The ruble dropped 1 percent to 31.3041 against the central bank’s basket of dollars and euros today and 1.9 percent this week, the biggest weekly decline since the basket was introduced in February 2005. The weaker end of the band is now 31.30, MDM’s Galkin said.
The central bank has avoided commenting on its actions in the currency market. Spokesman Vladimir Lavrov declined to comment.
“The currency is overvalued in nominal and real terms,” Nouriel Roubini, the New York University professor who predicted the current financial crisis two years ago, said in a Bloomberg Television interview in Moscow today. “How to move to a more flexible exchange-rate regime is going to be one of the most important policy challenges to avoid a hard landing.”

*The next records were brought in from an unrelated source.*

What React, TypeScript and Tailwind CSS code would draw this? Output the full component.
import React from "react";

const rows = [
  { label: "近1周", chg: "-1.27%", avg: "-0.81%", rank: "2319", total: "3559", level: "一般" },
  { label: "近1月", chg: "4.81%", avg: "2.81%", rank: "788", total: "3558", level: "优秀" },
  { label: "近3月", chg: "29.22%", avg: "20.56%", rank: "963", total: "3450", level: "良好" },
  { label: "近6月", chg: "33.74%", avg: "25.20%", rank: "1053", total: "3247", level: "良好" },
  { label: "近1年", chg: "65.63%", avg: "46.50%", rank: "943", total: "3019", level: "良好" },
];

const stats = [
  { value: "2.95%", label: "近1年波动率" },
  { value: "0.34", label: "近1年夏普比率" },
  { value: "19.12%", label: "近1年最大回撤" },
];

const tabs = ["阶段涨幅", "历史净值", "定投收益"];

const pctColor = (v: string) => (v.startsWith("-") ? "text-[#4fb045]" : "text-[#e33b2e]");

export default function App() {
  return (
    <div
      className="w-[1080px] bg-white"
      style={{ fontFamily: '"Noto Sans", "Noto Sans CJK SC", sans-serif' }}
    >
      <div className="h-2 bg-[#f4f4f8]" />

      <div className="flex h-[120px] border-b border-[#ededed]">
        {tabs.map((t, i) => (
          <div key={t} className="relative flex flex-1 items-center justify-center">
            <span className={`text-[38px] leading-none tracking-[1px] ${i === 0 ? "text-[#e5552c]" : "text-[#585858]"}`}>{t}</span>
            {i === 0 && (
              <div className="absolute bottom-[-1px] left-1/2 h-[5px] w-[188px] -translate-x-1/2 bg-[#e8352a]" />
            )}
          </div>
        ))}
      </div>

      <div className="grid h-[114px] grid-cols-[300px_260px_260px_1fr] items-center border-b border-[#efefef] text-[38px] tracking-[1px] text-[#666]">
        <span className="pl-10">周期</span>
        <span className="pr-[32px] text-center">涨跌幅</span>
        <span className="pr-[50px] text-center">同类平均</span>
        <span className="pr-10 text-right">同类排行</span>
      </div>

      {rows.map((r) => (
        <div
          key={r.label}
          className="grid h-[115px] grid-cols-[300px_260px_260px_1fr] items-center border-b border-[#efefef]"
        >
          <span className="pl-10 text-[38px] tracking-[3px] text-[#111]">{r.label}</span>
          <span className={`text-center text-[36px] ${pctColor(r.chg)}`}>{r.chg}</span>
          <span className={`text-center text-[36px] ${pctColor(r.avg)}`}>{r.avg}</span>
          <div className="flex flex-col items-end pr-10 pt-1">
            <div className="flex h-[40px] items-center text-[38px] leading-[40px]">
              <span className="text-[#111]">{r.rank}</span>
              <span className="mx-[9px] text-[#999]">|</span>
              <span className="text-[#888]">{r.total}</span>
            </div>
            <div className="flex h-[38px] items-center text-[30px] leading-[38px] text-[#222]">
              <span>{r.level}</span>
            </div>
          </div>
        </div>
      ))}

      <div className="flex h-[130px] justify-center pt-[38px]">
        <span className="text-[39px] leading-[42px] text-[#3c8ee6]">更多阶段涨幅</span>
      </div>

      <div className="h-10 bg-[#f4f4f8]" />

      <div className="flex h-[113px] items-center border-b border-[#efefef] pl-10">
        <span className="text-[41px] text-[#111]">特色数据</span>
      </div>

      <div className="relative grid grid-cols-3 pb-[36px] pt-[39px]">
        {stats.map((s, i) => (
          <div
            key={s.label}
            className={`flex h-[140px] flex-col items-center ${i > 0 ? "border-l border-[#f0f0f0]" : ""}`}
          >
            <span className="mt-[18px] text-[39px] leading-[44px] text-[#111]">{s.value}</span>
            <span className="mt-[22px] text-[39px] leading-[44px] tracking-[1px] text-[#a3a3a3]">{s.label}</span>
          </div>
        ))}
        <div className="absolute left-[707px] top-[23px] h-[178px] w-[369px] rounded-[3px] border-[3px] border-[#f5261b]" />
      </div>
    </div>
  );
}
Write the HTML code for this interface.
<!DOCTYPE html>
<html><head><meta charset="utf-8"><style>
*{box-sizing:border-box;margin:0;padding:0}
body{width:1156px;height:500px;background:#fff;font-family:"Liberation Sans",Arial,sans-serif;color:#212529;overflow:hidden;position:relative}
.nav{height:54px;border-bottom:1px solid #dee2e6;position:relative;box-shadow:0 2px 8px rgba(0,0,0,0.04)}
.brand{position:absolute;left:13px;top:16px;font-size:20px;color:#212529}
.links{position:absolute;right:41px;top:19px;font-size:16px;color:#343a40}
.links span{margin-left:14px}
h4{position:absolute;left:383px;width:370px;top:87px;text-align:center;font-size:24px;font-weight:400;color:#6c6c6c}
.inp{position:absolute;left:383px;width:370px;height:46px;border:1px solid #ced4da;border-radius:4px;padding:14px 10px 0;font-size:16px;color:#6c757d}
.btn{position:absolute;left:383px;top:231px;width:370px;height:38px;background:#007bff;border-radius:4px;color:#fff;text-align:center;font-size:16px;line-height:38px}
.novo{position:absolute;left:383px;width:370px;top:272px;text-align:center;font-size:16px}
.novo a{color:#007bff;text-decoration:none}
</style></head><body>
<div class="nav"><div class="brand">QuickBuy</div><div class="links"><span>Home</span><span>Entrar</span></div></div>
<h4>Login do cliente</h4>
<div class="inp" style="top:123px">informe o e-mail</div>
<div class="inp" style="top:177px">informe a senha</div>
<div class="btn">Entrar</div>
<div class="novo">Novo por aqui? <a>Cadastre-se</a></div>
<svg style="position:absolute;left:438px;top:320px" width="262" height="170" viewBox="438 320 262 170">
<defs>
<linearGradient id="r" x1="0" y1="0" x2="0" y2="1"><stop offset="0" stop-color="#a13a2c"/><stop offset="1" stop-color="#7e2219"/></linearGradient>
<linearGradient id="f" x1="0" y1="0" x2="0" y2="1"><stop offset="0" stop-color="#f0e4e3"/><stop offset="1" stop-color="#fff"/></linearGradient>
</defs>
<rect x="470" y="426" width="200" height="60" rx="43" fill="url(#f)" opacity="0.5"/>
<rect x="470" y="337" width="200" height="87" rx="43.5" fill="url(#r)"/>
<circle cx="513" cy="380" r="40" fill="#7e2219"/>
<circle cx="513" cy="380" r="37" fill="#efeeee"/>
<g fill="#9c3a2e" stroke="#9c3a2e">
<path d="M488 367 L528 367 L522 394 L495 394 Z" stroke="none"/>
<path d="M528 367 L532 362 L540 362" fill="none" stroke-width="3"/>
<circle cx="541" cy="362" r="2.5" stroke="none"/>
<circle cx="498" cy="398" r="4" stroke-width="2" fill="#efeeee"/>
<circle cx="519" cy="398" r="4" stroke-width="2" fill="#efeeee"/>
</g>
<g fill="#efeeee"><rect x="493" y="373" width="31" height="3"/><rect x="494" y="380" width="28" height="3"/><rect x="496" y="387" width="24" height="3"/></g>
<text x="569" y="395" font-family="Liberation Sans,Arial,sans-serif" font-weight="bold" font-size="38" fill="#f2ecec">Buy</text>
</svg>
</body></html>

Oil may drop as much as 20 percent next year should the financial crisis worsen, Roubini said.
While most of the world’s central banks are cutting interest rates to ease the worst financial crisis since the Great Depression, Russia along with Iceland, Pakistan and Serbia are having to increase borrowing rates in an attempt to prevent a stampede from their currencies.
The refinancing rate will rise by 1 percentage point on Dec. 1, Bank Rossii said in an e-mailed statement today. The interest rate for one-day and seven-day loans from the bank in repurchase auctions will climb to 10 percent from 9 percent.
The central bank sold as much as $2.3 billion this week to prevent the ruble from falling beyond the weakest perimeter of its trading band, compared with about $7 billion last week, according to MDM Bank estimates.
Policy makers are allowing the currency to depreciate now because there is less selling pressure compared with previous weeks, said Alexei Moiseev, head of fixed-income research in Moscow at Renaissance Capital. Companies have been buying rubles and selling dollars to pay more than 200 billion rubles ($72 billion) of taxes due this week plus more in oil-export tariffs, Moiseev said.
“That eases pressure on the ruble and their reserves a bit,” said Moiseev, who forecasts a decline of as much as 15 percent against the basket next year.
The dollar’s 2 percent decline against the euro this week also allows the central bank to “mask ruble devaluation,” Tatiana Orlova, an economist in Moscow at ING Group NV, wrote in a research note today. ING predicts a drop of 15 percent by the end of 2009.
Troika Dialog, Russia’s oldest investment bank, forecasts a 30 percent depreciation as declining oil prices erode the country’s $91.2 billion current-account surplus.
“The central bank is letting it fall because of oil, reserves depletion, all of that,” said Jon Harrison, an emerging-markets currency strategist in London at Dresdner Kleinwort, which is reviewing its ruble forecast after today’s move. “We can probably expect to see more of this.”
To reduce pressure on the ruble, the central bank also told financial firms yesterday not to increase bets on foreign currencies during December above their average for the past month, in a letter on its Web site.
Bank Rossii set a limit of 10 billion rubles today on so- called currency swaps. The agreements allow traders to bet on the exchange rate without having to sell currency upfront. The bank has restricted them since Oct. 20. The limit was 5 billion rubles yesterday and 10 billion rubles on the previous four days.
The central bank is unlikely to allow a “one-step devaluation” because it wants to avoid “panic among the public an abrupt move might trigger,” Jussi Hahtela, an analyst in Stockholm at Nordea Bank AB, wrote in an e-mail to clients today.
Twelve-month non-deliverable forward contracts, used by traders to speculate on the currency, signal a 27 percent depreciation in the ruble against the dollar, to 35.25. NDFs are contracts used to fix a currency at a particular level at a future date. They are used by companies seeking to protect against foreign-exchange fluctuations.
Russia’s refinancing rate, seen as a ceiling for borrowing money and a benchmark for calculating tax payments, will rise to 13 percent on Dec. 1, from 12 percent. The interest rate for one-day and seven-day loans from the bank in repurchase auctions will be 10 percent, from 9 percent.
Russia’s Micex index of 30 stocks dropped 2.6 percent to 600.70 today, curbing this week’s 16 percent advance.